A Song of Nice and Fire: Hodor puts his body into it (recap).
"Game of Thrones" can often feel like a neverending parade of injustice, stabbings, sadness, stabbings, the vengeance of cruel and indifferent gods, and more stabbings.
That's why it's important to highlight the rare moments where the characters do nice things for each other. The gold coins in the haystack. The diamonds in the rough. The regular peas in a pile of dark, angry, murder peas.
Here are the top five from this week's episode, including the mother of all of them (you know the one).
*THE MOST OBVIOUS SPOILER ALERT IN THE UNIVERSE*
5. Sansa stands up for herself — and shows Littlefinger mercy.
As satisfying as it would have been to see Brienne slice Littlefinger in half — fourths? eighths? thirty-sevenths? — for casually handing Sansa over to the Boltons last season, it turns out it's more satisfying to watch him try to squirm his way out of having to describe Ramsay's abuse back to the eldest Stark girl in an effort to avoid said slicing.
Whether because of his creepy uncle crush or simply because Sansa is the one with the sword-wielding bodyguard, it doesn't really matter. For perhaps the first time, Sansa Stark not only stands up for herself, but she manages to outplay the player.
After toying with Littlefinger until he's good 'n' sputtery, the rightful-ish heir to Winterfell shows she's still got some Stark left in her and lets him off with a (not at all deserved) warning. Which is fine, as nothing bad ever resulted from someone not killing Littlefinger when they had the chance.
4. Jorah leaves Dany — of his own volition.
For years now, Jorah Mormont's relationship to Daenerys Targaryen has been like that of a car dealership AirDancer in a light summer breeze. She kicks him to the curb, he pops back up — no one really is amused.
This time, however, he decides to leave her on his own, so that he doesn't accidentally infect her with greyscale (in case they, you know, wind up cuddling at some point, not that he's suggesting that, only if she wants to 'cause, you know, she seems tense, but he's totally cool with whatever).

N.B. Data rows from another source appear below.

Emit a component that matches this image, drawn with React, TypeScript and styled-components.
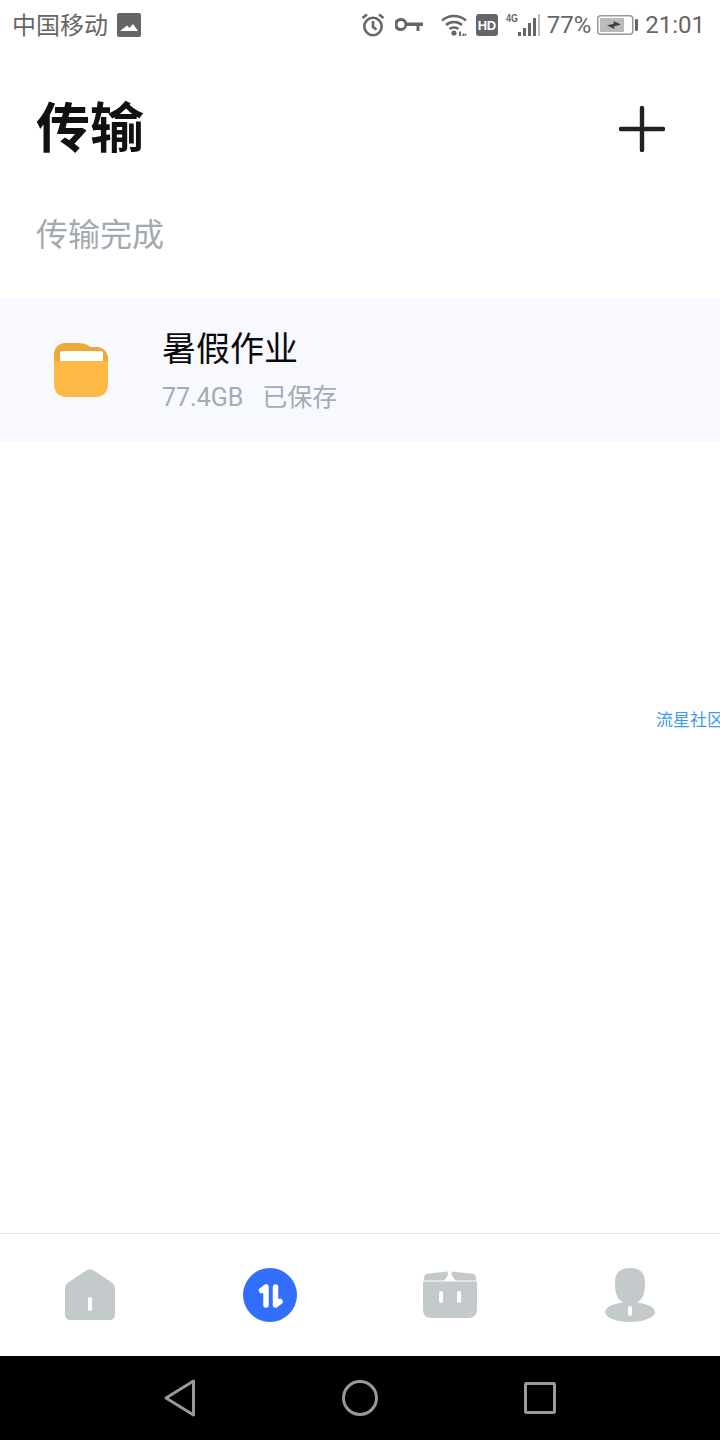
import styled, { createGlobalStyle } from 'styled-components';

const GlobalStyle = createGlobalStyle`
  html, body {
    margin: 0;
    padding: 0;
    background: #fff;
    font-family: Roboto, "Noto Sans CJK SC", sans-serif;
  }
`;

const Screen = styled.div`
  position: relative;
  width: 720px;
  height: 1440px;
  display: flex;
  flex-direction: column;
  overflow: hidden;
  background: #fff;
`;

const StatusBar = styled.div`
  height: 50px;
  padding: 0 15px 0 12px;
  display: flex;
  align-items: center;
  justify-content: space-between;
  color: #666;
  font-size: 24px;
`;

const StatusGroup = styled.div`
  display: flex;
  align-items: center;
`;

const StatusIcon = styled.svg<{ $gap?: number }>`
  display: block;
  margin-left: ${(p) => p.$gap ?? 0}px;
  fill: #666;
`;

const CarrierName = styled.span`
  margin-top: -3px;
`;

const StatusText = styled.span<{ $gap?: number }>`
  margin-left: ${(p) => p.$gap ?? 0}px;
  line-height: 50px;
`;

const HdBadge = styled.span`
  margin-left: 9px;
  width: 22px;
  height: 22px;
  border-radius: 3px;
  display: flex;
  align-items: center;
  justify-content: center;
  background: #666;
  color: #fff;
  font-family: "Liberation Sans", sans-serif;
  font-size: 13px;
  font-weight: 700;
  letter-spacing: -0.5px;
`;

const Main = styled.main`
  flex: 1;
`;

const Header = styled.header`
  padding: 52px 55px 0 36px;
  height: 56px;
  display: flex;
  align-items: center;
  justify-content: space-between;
`;

const PlusIcon = styled.svg`
  margin-top: -3px;
`;

const Title = styled.h1`
  margin: 0;
  font-size: 54px;
  font-weight: 700;
  line-height: 56px;
  color: #111;
`;

const SectionLabel = styled.div`
  margin-top: 57px;
  padding-left: 36px;
  font-size: 32px;
  line-height: 40px;
  color: #a3a9b1;
`;

const TransferRow = styled.div`
  margin-top: 43px;
  height: 144px;
  padding-left: 54px;
  display: flex;
  align-items: center;
  background: #f8f9fe;
`;

const RowText = styled.div`
  margin-left: 54px;
  margin-top: 2px;
`;

const RowTitle = styled.div`
  font-size: 34px;
  line-height: 44px;
  color: #0a0a0a;
`;

const RowMeta = styled.div`
  margin-top: 9px;
  display: flex;
  gap: 19px;
  font-size: 25px;
  line-height: 36px;
  color: #a3abb4;
`;

const Watermark = styled.div`
  position: absolute;
  top: 710px;
  left: 656px;
  font-size: 17px;
  line-height: 20px;
  white-space: nowrap;
  color: #3a9bf0;
`;

const TabBar = styled.nav`
  height: 123px;
  box-sizing: border-box;
  border-top: 1px solid #e5e7ea;
  display: grid;
  grid-template-columns: repeat(4, 180px);
`;

const Tab = styled.div<{ $raised?: boolean }>`
  display: flex;
  align-items: center;
  justify-content: center;
  padding-bottom: ${(p) => (p.$raised ? 1 : 0)}px;
`;

const SystemNav = styled.div`
  height: 84px;
  padding: 0 90px;
  background: #000;
  display: grid;
  grid-template-columns: repeat(3, 180px);
`;

const SystemKey = styled.div`
  display: flex;
  align-items: center;
  justify-content: center;
`;

export default function App() {
  return (
    <Screen>
      <GlobalStyle />
      <StatusBar>
        <StatusGroup>
          <CarrierName>中国移动</CarrierName>
          <StatusIcon $gap={9} width="24" height="24" viewBox="0 0 24 24">
            <path fillRule="evenodd" d="M2 0h20a2 2 0 0 1 2 2v20a2 2 0 0 1-2 2H2a2 2 0 0 1-2-2V2a2 2 0 0 1 2-2zM3 18h18l-5-7-3.500 4-2.500-2.500z" />
          </StatusIcon>
        </StatusGroup>
        <StatusGroup>
          <StatusIcon width="24" height="24" viewBox="0 0 24 24" style={{ fill: 'none', stroke: '#666' }} strokeWidth="2.600">
            <circle cx="12" cy="13.500" r="8.700" />
            <path d="M12 8v6l3.500 2.500M1.500 5 6 1.500M22.500 5 18 1.500" />
          </StatusIcon>
          <StatusIcon $gap={10} width="28" height="14" viewBox="0 0 28 14">
            <path fillRule="evenodd" d="M6 0a6.500 6.500 0 0 1 6 4.500H28v3.500h-3.500v5h-3V8H12a6.500 6.500 0 1 1-6-8zm0 3a3.500 3.500 0 1 0 0 7 3.500 3.500 0 0 0 0-7z" />
          </StatusIcon>
          <StatusIcon $gap={18} width="26" height="22" viewBox="0 0 26 22">
            <path fill="none" stroke="#666" strokeWidth="2.400" d="M1 6.500c7-6 17-6 24 0M5 11c4.500-4 11.500-4 16 0M8.500 15c2.500-2 6.500-2 9 0" />
            <circle cx="13" cy="19" r="2.600" />
            <path d="M18 17.500h2V22h-2zM21.500 19.500h2V22h-2zM24 19.500l2 1.200-2 1.300z" />
          </StatusIcon>
          <HdBadge>HD</HdBadge>
          <StatusIcon $gap={8} width="34" height="22" viewBox="0 0 34 22">
            <text x="0" y="8" fontFamily="Liberation Sans, sans-serif" fontSize="10" fontWeight="700" textLength="12" lengthAdjust="spacingAndGlyphs">4G</text>
            <path d="M12 18h3v4h-3zM17 14h3v8h-3zM22 9h3v13h-3zM27 4h3v18h-3z" />
            <path fill="#bbb" d="M32 0h2v22h-2z" />
          </StatusIcon>
          <StatusText $gap={7}>77%</StatusText>
          <StatusIcon $gap={6} width="42" height="20" viewBox="0 0 42 20">
            <rect x="0.750" y="0.750" width="35" height="18.500" rx="3" fill="none" stroke="#999" strokeWidth="1.500" />
            <rect x="3" y="3" width="24" height="14" fill="#bbb" />
            <path fill="#444" d="M10 10.500 17 8.500 16.500 6 24 9.500 17 11.500 17.500 14z" />
            <rect x="38" y="4" width="3" height="12" rx="1" />
          </StatusIcon>
          <StatusText $gap={6}>21:01</StatusText>
        </StatusGroup>
      </StatusBar>

      <Main>
        <Header>
          <Title>传输</Title>
          <PlusIcon width="46" height="46" viewBox="0 0 46 46" fill="none" stroke="#222" strokeWidth="4.400" strokeLinecap="round">
            <path d="M2 23h42M23 2v42" />
          </PlusIcon>
        </Header>
        <SectionLabel>传输完成</SectionLabel>
        <TransferRow>
          <svg width="54" height="54" viewBox="0 0 54 54">
            <path fill="#eda935" d="M11 0h13c5 0 8 1 11 3 1 1 2 1 4 1h4c6 0 11 5 11 11v10H0V11C0 5 5 0 11 0z" />
            <path fill="#fff" d="M8 8h39c1 0 2 1 2 2v8H6v-8c0-1 1-2 2-2z" />
            <path fill="#ffb946" d="M0 18h54v24c0 7-5 12-12 12H12C5 54 0 49 0 42z" />
          </svg>
          <RowText>
            <RowTitle>暑假作业</RowTitle>
            <RowMeta>
              <span>77.4GB</span>
              <span>已保存</span>
            </RowMeta>
          </RowText>
        </TransferRow>
      </Main>

      <Watermark>流星社区</Watermark>

      <TabBar>
        <Tab $raised>
          <svg width="50" height="51" viewBox="0 0 50 51">
            <path fill="#c4c9cb" d="M22 1c2-1 4-1 6 0l18 12c3 2 4 4 4 7v25c0 4-2 6-6 6H6c-4 0-6-2-6-6V20c0-3 1-5 4-7z" />
            <rect x="23" y="28" width="4" height="14" rx="2" fill="#fff" />
          </svg>
        </Tab>
        <Tab>
          <svg width="54" height="54" viewBox="0 0 54 54">
            <circle cx="27" cy="27" r="27" fill="#316efc" />
            <path fill="none" stroke="#fff" strokeWidth="5.500" strokeLinecap="round" strokeLinejoin="round" d="M18.500 22.500 23 19v18M32.500 19v18l4.500-3.500" />
          </svg>
        </Tab>
        <Tab $raised>
          <svg width="54" height="47" viewBox="0 0 54 47">
            <path fill="#c4c9cb" d="M0 10.500h54V38c0 6-3 9-9 9H9c-6 0-9-3-9-9z" />
            <path fill="#c4c9cb" d="M.5 9.500 1.500 5c.5-1.500 1.500-2 3-2.300L24.500.5 25 4l-3.500 5.500zM53.500 9.500 52.500 5c-.5-1.500-1.500-2-3-2.300L29 .5 28.500 4l4 5.500z" />
            <rect x="16" y="20" width="4" height="12" rx="2" fill="#fff" />
            <rect x="34" y="20" width="4" height="12" rx="2" fill="#fff" />
          </svg>
        </Tab>
        <Tab>
          <svg width="50" height="54" viewBox="0 0 50 54">
            <path fill="#c4c9cb" d="M25 0c10 0 15 5 15 14 0 10-1 15-6 19l-2 2H18l-2-2c-5-4-6-9-6-19C10 5 15 0 25 0z" />
            <ellipse cx="25" cy="44" rx="25" ry="10" fill="#c4c9cb" />
            <rect x="23" y="38" width="4" height="10" rx="2" fill="#fff" />
          </svg>
        </Tab>
      </TabBar>

      <SystemNav>
        <SystemKey>
          <svg width="32" height="38" viewBox="0 0 32 38" fill="none" stroke="#999" strokeWidth="3" strokeLinejoin="round">
            <path d="M29.500 2 2 19l27.500 17z" />
          </svg>
        </SystemKey>
        <SystemKey>
          <svg width="36" height="36" viewBox="0 0 36 36" fill="none" stroke="#999" strokeWidth="3">
            <circle cx="18" cy="18" r="16.500" />
          </svg>
        </SystemKey>
        <SystemKey>
          <svg width="32" height="32" viewBox="0 0 32 32" fill="none" stroke="#999" strokeWidth="3" strokeLinejoin="round">
            <rect x="1.500" y="1.500" width="29" height="29" rx="1" />
          </svg>
        </SystemKey>
      </SystemNav>
    </Screen>
  );
}
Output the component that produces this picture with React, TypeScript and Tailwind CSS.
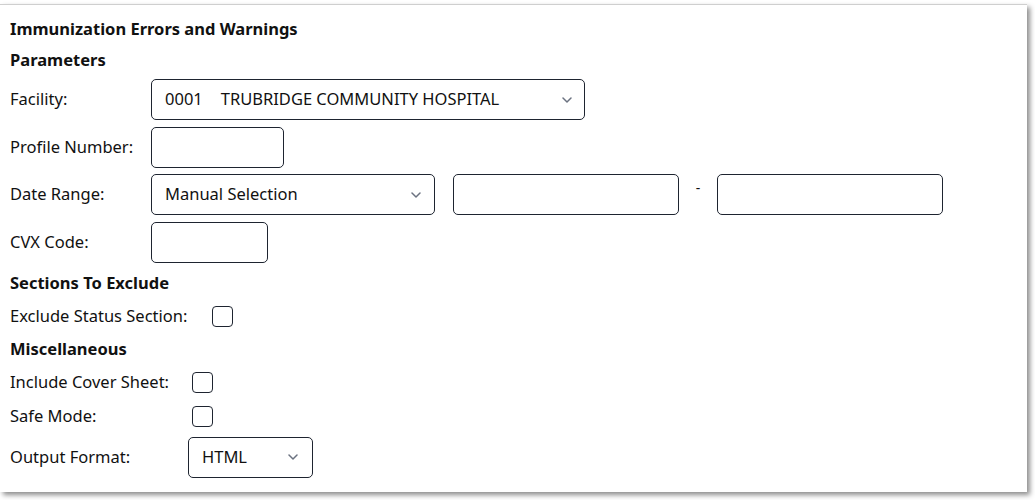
import React from "react";

const Chevron = () => (
  <svg width="10" height="6" viewBox="0 0 10 6" fill="none" className="shrink-0">
    <path d="M1 1l4 4 4-4" stroke="#6b7280" strokeWidth="1.5" strokeLinecap="round" strokeLinejoin="round" />
  </svg>
);

const Box = ({ w, children }: { w: string; children?: React.ReactNode }) => (
  <div className={`${w} h-[41px] border border-[#1e2430] rounded-[5px] bg-white flex items-center`}>{children}</div>
);

const Check = ({ ml }: { ml: string }) => (
  <div className={`${ml} w-[21px] h-[21px] border border-[#1e2430] rounded-[4px] bg-white`} />
);

export default function App() {
  return (
    <div className="w-[1035px] h-[500px] bg-white pt-[4px]" style={{ fontFamily: "'Noto Sans', sans-serif" }}>
      <div className="w-[1027px] h-[488px] bg-white border-t border-[#cfcfcf] shadow-[3px_3px_5px_rgba(0,0,0,0.45)] pl-[10px] pt-[8.5px] text-[#111] text-[16.5px]">
        <div className="h-[31px] flex items-center font-bold text-[16.5px]">Immunization Errors and Warnings</div>
        <div className="h-[31px] flex items-center font-bold text-[16.5px]">Parameters</div>

        <div className="flex flex-col pt-[3.5px] gap-[6.67px]">
          <div className="h-[41px] flex items-center">
            <div className="w-[141px]">Facility:</div>
            <Box w="w-[434px]">
              <div className="flex-1 flex items-center pl-[13px]">
                <span>0001</span>
                <span className="ml-[18px]">TRUBRIDGE COMMUNITY HOSPITAL</span>
              </div>
              <div className="pr-[12px]"><Chevron /></div>
            </Box>
          </div>
          <div className="h-[41px] flex items-center">
            <div className="w-[141px]">Profile Number:</div>
            <Box w="w-[133px]" />
          </div>
          <div className="h-[41px] flex items-center">
            <div className="w-[141px]">Date Range:</div>
            <Box w="w-[284px]">
              <div className="flex-1 pl-[13px]">Manual Selection</div>
              <div className="pr-[13px]"><Chevron /></div>
            </Box>
            <div className="ml-[18px]"><Box w="w-[226px]" /></div>
            <div className="w-[38px] flex justify-center self-start pt-[3px] text-[14px]">-</div>
            <Box w="w-[226px]" />
          </div>
          <div className="h-[41px] flex items-center">
            <div className="w-[141px]">CVX Code:</div>
            <Box w="w-[117px]" />
          </div>
        </div>

        <div className="mt-[4.5px] h-[31px] flex items-center font-bold text-[16.5px]">Sections To Exclude</div>
        <div className="mt-[7.5px] h-[21px] flex items-center">
          <div className="w-[202px]">Exclude Status Section:</div>
          <Check ml="ml-0" />
        </div>

        <div className="mt-[6.5px] h-[31px] flex items-center font-bold text-[16.5px]">Miscellaneous</div>
        <div className="mt-[7.5px] h-[21px] flex items-center">
          <div className="w-[178px]">Include Cover Sheet:</div>
          <Check ml="ml-[4px]" />
        </div>
        <div className="mt-[13px] h-[21px] flex items-center">
          <div className="w-[178px]">Safe Mode:</div>
          <Check ml="ml-[4px]" />
        </div>
        <div className="mt-[10px] h-[41px] flex items-center">
          <div className="w-[178px]">Output Format:</div>
          <Box w="w-[125px]">
            <div className="flex-1 pl-[13px]">HTML</div>
            <div className="pr-[14px]"><Chevron /></div>
          </Box>
        </div>
      </div>
    </div>
  );
}
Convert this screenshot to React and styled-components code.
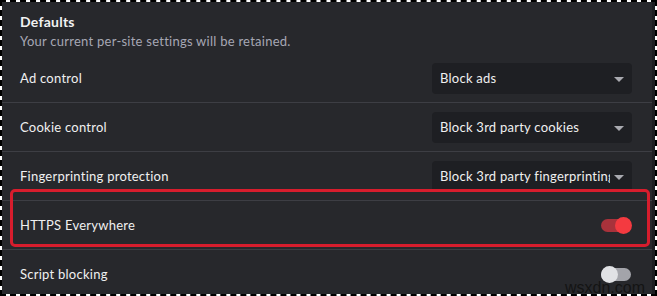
import React from "react";
import styled, { createGlobalStyle } from "styled-components";

const Global = createGlobalStyle`
  html, body { margin: 0; padding: 0; background: #fff; }
  body { font-family: Lato, "Noto Sans", sans-serif; }
`;

const Frame = styled.div`
  width: 657px;
  height: 296px;
  box-sizing: border-box;
  border: 2px dashed #000;
  background: #fff;
  overflow: hidden;
`;

const Panel = styled.div`
  position: relative;
  display: flex;
  height: 100%;
  background: #27282c;
  letter-spacing: 0.25px;
`;

const Content = styled.div`
  flex: 1;
  display: flex;
  flex-direction: column;
`;

const Scrollbar = styled.div`
  width: 3px;
  background: #1d1e22;
`;

const Header = styled.div`
  padding: 10px 18px 2px;
  display: flex;
  flex-direction: column;
`;

const Title = styled.div`
  font-size: 14px;
  font-weight: 700;
  line-height: 20px;
  color: #f2f2f2;
`;

const Subtitle = styled.div`
  font-size: 13px;
  line-height: 19px;
  color: #a6a7b4;
`;

const Row = styled.div`
  height: 48px;
  flex: none;
  display: flex;
  align-items: center;
  justify-content: space-between;
  padding: 0 20px 0 18px;
  border-top: 1px solid ${(p) => (p.$first ? "transparent" : "#3d3e44")};
`;

const Label = styled.div`
  font-size: 13px;
  color: #f0f0f0;
`;

const Select = styled.div`
  position: relative;
  width: 200px;
  height: 31px;
  box-sizing: border-box;
  background: #1e1f23;
  border-radius: 4px;
  display: flex;
  align-items: center;
  padding: 0 0 0 8px;
  font-size: 13px;
  color: #f0f0f0;
`;

const SelectText = styled.span`
  flex: 1;
  min-width: 0;
  overflow: hidden;
  white-space: nowrap;
  margin-right: 22px;
`;

const Caret = styled.span`
  position: absolute;
  right: 8px;
  top: 14px;
  width: 0;
  height: 0;
  border-left: 5px solid transparent;
  border-right: 5px solid transparent;
  border-top: 5px solid #a9aab0;
`;

const Toggle = styled.div`
  position: relative;
  width: 30px;
  height: 13px;
  border-radius: 7px;
  margin-right: 1px;
  background: ${(p) => (p.$on ? "#a8323b" : "#a3a4aa")};
`;

const Knob = styled.span`
  position: absolute;
  top: -2px;
  ${(p) => (p.$on ? "right: -1px;" : "left: 0;")}
  width: 17px;
  height: 17px;
  border-radius: 50%;
  background: ${(p) => (p.$on ? "#f43a40" : "#e1e2e5")};
`;

const Highlight = styled.div`
  position: absolute;
  left: 8px;
  top: 187px;
  width: 640px;
  height: 58px;
  box-sizing: border-box;
  border: 3px solid #d71d2d;
  border-radius: 5px;
  pointer-events: none;
`;

const Watermark = styled.div`
  position: absolute;
  right: 10px;
  bottom: -3px;
  font-family: Arial, "Liberation Sans", sans-serif;
  font-size: 16px;
  letter-spacing: 0;
  color: #141414;
`;

const rows = [
  { label: "Ad control", select: "Block ads" },
  { label: "Cookie control", select: "Block 3rd party cookies" },
  { label: "Fingerprinting protection", select: "Block 3rd party fingerprinting" },
  { label: "HTTPS Everywhere", toggle: true },
  { label: "Script blocking", toggle: false },
];

export default function App() {
  return (
    <>
      <Global />
      <Frame>
        <Panel>
          <Content>
            <Header>
              <Title>Defaults</Title>
              <Subtitle>Your current per-site settings will be retained.</Subtitle>
            </Header>
            {rows.map((r, i) => (
              <Row key={r.label} $first={i === 0}>
                <Label>{r.label}</Label>
                {r.select ? (
                  <Select>
                    <SelectText>{r.select}</SelectText>
                    <Caret />
                  </Select>
                ) : (
                  <Toggle $on={r.toggle}>
                    <Knob $on={r.toggle} />
                  </Toggle>
                )}
              </Row>
            ))}
          </Content>
          <Scrollbar />
          <Highlight />
          <Watermark>wsxdn.com</Watermark>
        </Panel>
      </Frame>
    </>
  );
}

And as an added bonus, on his way out, he finally straight up tells her he loves her! Not in a weaselly, subtle-not-subtle, "I would die for you, my queen" way, but outright! Like, in words!
Considering he's been m'lady-ing her for the past five-and-a-half seasons, this is more gonads than he's ever displayed. Yay honesty! Yay Jorah! Sorry you're doomed, buddy.
3. Theon steps aside for Yara.
Over on the Iron Islands, things at the Kingsmoot get off to a predictably sexist start as a sizable portion of Pykers (Pyke-ites? Pykians? Pykeganders?) refuse to consider Yara for queen when Balon Greyjoy's male heir is alive. (Seriously? There are still people clamoring for King Theon at this point? Who are you and what are your names?)
Thankfully, Theon is available to step up to make the obviously true point that his sister would make a much better ruler — marking the first time a dude on "Game of Thrones" has said, "Hey, I actually don't care to be king."
Yes, for a brief shining moment — before Euron arrives to go full Trump and promise to make the Iron Islands great again — we nearly mooted ourselves a queen.
What could have been.
2. Arya doesn't want to kill a nice lady.
Ever since Queen Cersei posted up Ned Stark's head for Joffrey to dunk it off his body, Arya has dreamed of sticking a Needle in the queen's eye. For now, however, it's looking like she'll have to settle for killing the actor who plays Cersei in a dramatic reenactment of said events (at the behest of another actor in the show, no less — pretty light as far as backstage drama goes). Not ideal, perhaps, but all in a day's work for a Faceless Man of Braavos.
There's only one problem: The lady seems talented and has a nice boyfriend.
While Arya does ultimately agree to poison her, she really doesn't seem to want to, and hey! That's not nothing for "Game of Thrones."
1. Hodor ho'ds the dor.
Sure, he wasn't exactly acting of his own free will when he sacrificed himself to allow Bran and Meera to escape the White Walkers. But considering that his mind was stolen by a time-traveling psychic lordling when he was a teenager, to then turn around and save that same lordling by throwing his massive body at a door to prevent an army of the undead from breaking through is a baller move — even if the whole thing was pre-ordained a few decades ago.
Farewell, Hodor. Your death made us even sadder than the death of a dog like two minutes earlier. And that's saying something.